### WRITTEN INSTRUCTION:
Output exactly the span of lines that begins at the line containing "Write a component" and ends at the line containing "const days = seq.map((n, i)", both lines included.

### EXTRACTED ENTRIES:
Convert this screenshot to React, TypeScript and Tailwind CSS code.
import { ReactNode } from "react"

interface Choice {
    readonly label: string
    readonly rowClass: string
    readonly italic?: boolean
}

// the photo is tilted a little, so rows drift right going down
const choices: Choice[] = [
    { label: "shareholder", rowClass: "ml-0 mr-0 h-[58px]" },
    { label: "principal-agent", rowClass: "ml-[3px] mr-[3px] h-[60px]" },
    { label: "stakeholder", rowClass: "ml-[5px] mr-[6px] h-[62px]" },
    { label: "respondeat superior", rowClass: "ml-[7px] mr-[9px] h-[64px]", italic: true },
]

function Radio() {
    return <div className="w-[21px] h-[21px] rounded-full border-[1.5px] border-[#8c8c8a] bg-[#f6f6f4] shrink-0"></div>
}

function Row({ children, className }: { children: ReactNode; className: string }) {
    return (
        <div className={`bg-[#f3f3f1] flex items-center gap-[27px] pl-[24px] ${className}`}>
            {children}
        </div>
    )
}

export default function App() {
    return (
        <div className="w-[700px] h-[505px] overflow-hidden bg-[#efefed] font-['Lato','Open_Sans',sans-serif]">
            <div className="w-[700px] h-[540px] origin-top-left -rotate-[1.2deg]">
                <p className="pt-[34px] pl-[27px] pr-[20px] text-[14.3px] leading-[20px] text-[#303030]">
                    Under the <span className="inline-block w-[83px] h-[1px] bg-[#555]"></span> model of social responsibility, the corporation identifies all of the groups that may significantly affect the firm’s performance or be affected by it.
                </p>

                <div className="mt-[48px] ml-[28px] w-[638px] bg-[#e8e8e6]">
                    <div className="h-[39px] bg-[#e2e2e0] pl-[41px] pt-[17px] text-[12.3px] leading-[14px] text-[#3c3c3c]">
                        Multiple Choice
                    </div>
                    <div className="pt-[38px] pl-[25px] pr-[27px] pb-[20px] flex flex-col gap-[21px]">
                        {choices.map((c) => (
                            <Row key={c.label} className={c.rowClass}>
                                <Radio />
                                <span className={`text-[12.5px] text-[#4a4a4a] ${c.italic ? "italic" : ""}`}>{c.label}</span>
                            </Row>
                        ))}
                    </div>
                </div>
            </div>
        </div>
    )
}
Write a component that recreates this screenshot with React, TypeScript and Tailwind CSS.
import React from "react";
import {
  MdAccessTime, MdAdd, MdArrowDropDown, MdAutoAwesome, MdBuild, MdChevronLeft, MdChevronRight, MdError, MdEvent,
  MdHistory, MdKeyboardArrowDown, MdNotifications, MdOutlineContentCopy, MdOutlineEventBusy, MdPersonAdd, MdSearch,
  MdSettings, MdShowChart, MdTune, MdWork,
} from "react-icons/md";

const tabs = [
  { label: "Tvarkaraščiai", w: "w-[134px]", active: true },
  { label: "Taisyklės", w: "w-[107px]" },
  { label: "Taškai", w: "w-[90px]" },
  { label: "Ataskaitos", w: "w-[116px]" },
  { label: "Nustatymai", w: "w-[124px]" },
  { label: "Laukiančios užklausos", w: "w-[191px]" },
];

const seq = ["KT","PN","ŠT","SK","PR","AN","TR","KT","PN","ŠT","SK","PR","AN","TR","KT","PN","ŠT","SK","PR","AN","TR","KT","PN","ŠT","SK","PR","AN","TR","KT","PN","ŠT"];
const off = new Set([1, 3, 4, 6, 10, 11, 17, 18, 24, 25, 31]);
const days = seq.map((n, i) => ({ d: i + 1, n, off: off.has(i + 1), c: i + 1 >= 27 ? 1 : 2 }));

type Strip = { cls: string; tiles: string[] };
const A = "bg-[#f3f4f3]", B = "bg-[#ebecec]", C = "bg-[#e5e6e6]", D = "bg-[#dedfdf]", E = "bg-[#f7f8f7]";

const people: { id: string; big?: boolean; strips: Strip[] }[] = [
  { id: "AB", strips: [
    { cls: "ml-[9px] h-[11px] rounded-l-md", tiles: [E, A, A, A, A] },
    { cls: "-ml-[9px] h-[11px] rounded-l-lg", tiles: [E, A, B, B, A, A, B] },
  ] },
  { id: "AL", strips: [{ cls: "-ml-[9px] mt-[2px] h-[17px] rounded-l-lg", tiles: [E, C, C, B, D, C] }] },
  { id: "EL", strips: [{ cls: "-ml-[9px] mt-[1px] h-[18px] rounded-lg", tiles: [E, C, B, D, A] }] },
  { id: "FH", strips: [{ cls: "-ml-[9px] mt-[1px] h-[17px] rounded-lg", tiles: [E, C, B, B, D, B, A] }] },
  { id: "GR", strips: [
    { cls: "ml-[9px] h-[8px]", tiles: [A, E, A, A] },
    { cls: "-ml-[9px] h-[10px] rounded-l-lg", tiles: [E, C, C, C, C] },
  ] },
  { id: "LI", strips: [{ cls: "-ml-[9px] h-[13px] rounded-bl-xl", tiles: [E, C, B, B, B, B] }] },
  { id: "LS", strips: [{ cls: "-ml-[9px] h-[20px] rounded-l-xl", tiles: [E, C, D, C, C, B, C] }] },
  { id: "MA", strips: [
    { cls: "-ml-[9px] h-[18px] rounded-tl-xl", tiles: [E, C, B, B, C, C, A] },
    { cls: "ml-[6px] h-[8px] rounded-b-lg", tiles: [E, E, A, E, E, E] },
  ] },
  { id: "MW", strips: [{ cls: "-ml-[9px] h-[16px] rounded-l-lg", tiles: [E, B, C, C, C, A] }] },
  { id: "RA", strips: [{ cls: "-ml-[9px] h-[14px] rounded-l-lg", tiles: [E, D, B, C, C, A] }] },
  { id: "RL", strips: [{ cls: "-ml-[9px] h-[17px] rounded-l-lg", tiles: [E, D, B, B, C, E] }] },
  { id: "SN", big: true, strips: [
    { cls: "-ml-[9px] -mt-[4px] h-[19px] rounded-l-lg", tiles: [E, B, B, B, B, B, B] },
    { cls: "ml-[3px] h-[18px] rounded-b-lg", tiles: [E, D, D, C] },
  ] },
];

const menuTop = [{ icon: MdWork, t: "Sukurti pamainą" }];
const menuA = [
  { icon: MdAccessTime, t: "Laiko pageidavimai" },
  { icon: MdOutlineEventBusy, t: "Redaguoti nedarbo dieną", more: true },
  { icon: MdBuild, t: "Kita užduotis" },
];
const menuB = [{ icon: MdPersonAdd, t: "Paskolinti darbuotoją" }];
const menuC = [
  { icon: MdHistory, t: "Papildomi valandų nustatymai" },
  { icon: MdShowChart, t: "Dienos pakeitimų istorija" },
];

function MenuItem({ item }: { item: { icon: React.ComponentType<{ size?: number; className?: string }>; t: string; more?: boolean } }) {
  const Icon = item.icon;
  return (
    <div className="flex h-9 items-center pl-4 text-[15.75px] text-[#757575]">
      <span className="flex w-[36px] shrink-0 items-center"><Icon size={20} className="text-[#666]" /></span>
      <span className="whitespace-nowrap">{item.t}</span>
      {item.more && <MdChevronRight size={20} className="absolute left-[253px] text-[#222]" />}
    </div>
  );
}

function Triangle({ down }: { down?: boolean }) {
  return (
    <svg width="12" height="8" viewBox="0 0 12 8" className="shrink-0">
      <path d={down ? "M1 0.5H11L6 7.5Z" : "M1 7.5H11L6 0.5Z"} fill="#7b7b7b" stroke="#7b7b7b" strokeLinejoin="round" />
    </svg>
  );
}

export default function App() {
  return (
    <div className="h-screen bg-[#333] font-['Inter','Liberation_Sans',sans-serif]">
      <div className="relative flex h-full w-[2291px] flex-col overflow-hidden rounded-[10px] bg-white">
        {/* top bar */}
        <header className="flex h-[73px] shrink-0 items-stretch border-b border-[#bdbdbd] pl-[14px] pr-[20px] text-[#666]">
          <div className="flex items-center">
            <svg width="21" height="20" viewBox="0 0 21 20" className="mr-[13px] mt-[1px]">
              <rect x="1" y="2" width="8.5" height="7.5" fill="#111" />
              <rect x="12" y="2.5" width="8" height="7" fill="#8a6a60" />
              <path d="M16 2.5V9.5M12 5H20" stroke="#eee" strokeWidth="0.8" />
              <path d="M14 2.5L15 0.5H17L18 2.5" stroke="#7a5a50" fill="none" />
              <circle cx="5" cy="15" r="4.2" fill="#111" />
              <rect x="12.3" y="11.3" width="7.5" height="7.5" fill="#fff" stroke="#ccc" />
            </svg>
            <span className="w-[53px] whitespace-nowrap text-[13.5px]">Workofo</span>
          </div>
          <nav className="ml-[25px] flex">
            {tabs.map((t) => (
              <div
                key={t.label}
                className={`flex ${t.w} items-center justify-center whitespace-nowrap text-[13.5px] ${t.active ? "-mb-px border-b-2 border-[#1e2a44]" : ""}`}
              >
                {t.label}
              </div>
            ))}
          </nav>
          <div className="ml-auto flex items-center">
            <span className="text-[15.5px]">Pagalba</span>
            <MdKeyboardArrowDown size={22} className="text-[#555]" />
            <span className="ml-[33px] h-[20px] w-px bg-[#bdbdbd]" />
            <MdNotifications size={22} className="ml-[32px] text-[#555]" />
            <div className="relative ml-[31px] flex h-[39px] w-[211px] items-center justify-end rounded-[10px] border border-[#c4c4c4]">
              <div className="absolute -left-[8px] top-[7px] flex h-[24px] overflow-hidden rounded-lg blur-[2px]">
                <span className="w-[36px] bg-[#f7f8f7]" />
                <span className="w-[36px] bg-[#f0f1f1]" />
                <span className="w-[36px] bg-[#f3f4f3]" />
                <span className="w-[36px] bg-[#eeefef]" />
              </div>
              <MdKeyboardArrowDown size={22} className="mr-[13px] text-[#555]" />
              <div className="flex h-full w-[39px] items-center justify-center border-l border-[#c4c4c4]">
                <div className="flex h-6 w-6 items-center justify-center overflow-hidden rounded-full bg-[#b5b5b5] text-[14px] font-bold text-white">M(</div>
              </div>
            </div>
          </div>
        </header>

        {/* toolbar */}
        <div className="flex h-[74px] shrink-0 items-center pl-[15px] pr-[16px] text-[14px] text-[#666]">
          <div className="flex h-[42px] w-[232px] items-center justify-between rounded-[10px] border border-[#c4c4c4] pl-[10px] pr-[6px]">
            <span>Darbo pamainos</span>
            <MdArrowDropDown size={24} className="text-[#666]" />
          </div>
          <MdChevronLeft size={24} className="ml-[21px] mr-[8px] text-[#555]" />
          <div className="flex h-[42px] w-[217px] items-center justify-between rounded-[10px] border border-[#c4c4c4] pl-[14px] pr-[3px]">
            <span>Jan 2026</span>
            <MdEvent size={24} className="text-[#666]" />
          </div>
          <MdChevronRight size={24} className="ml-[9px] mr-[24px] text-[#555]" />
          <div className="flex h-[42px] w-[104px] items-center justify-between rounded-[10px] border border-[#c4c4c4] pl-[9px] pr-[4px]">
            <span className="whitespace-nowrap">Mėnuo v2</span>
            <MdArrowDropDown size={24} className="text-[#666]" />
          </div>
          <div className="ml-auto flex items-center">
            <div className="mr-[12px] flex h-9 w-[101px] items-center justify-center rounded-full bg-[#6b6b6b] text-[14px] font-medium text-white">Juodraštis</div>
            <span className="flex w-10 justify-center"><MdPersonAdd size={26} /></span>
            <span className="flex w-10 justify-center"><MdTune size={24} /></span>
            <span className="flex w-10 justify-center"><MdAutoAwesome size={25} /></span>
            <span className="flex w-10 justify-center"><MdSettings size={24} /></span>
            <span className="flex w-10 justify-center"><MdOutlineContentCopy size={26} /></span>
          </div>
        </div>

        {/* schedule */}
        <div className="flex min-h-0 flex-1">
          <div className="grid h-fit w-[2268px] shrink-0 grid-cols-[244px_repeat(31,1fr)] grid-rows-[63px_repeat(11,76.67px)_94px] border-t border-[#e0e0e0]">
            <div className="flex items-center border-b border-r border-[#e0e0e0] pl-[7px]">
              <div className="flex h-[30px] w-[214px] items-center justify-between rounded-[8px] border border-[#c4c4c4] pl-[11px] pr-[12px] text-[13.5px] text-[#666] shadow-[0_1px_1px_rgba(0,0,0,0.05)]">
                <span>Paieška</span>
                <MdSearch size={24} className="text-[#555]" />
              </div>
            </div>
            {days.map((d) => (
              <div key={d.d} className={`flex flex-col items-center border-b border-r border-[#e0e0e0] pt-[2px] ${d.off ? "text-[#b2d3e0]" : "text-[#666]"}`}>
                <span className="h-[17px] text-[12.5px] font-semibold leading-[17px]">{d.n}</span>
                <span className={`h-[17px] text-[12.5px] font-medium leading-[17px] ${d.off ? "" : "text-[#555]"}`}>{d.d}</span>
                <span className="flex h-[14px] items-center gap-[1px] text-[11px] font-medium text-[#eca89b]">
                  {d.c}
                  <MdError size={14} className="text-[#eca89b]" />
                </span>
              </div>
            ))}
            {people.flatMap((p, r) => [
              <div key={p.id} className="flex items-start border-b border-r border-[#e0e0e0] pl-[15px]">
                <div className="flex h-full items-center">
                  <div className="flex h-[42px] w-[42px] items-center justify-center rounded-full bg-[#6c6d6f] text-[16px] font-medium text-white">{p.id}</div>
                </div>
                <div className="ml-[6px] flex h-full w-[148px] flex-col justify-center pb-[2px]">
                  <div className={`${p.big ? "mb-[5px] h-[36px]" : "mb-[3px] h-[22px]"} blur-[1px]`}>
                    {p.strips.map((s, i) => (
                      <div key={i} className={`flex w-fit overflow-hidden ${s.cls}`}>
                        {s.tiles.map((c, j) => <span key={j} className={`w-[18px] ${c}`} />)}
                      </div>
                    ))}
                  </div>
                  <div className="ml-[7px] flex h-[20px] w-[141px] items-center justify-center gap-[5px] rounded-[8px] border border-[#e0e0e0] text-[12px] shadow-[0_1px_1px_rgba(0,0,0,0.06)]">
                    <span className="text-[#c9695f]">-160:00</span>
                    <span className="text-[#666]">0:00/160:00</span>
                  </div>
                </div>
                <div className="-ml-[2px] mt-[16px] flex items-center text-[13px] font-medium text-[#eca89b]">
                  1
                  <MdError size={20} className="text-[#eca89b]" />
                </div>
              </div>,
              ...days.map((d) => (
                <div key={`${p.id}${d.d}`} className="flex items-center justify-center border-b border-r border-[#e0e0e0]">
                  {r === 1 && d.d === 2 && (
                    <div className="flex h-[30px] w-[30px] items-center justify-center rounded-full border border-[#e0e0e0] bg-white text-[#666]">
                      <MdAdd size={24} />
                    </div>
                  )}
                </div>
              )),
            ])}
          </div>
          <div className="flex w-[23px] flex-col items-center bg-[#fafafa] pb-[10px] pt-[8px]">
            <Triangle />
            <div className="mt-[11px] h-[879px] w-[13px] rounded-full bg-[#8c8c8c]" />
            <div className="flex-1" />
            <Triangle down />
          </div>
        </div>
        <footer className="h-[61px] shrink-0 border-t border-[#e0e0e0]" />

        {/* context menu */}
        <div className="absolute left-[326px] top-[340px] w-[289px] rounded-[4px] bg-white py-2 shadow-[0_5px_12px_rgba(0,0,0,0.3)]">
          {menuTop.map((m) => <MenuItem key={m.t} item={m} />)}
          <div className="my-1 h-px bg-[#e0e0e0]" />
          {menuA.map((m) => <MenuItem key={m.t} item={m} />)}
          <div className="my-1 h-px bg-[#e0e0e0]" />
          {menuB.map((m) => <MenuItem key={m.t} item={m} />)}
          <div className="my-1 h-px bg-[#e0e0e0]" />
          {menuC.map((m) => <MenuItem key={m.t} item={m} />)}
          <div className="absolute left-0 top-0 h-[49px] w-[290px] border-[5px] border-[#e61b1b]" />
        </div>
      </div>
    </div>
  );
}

### RESPONSE:
Write a component that recreates this screenshot with React, TypeScript and Tailwind CSS.
import React from "react";
import {
  MdAccessTime, MdAdd, MdArrowDropDown, MdAutoAwesome, MdBuild, MdChevronLeft, MdChevronRight, MdError, MdEvent,
  MdHistory, MdKeyboardArrowDown, MdNotifications, MdOutlineContentCopy, MdOutlineEventBusy, MdPersonAdd, MdSearch,
  MdSettings, MdShowChart, MdTune, MdWork,
} from "react-icons/md";

const tabs = [
  { label: "Tvarkaraščiai", w: "w-[134px]", active: true },
  { label: "Taisyklės", w: "w-[107px]" },
  { label: "Taškai", w: "w-[90px]" },
  { label: "Ataskaitos", w: "w-[116px]" },
  { label: "Nustatymai", w: "w-[124px]" },
  { label: "Laukiančios užklausos", w: "w-[191px]" },
];

const seq = ["KT","PN","ŠT","SK","PR","AN","TR","KT","PN","ŠT","SK","PR","AN","TR","KT","PN","ŠT","SK","PR","AN","TR","KT","PN","ŠT","SK","PR","AN","TR","KT","PN","ŠT"];
const off = new Set([1, 3, 4, 6, 10, 11, 17, 18, 24, 25, 31]);
const days = seq.map((n, i) => ({ d: i + 1, n, off: off.has(i + 1), c: i + 1 >= 27 ? 1 : 2 }));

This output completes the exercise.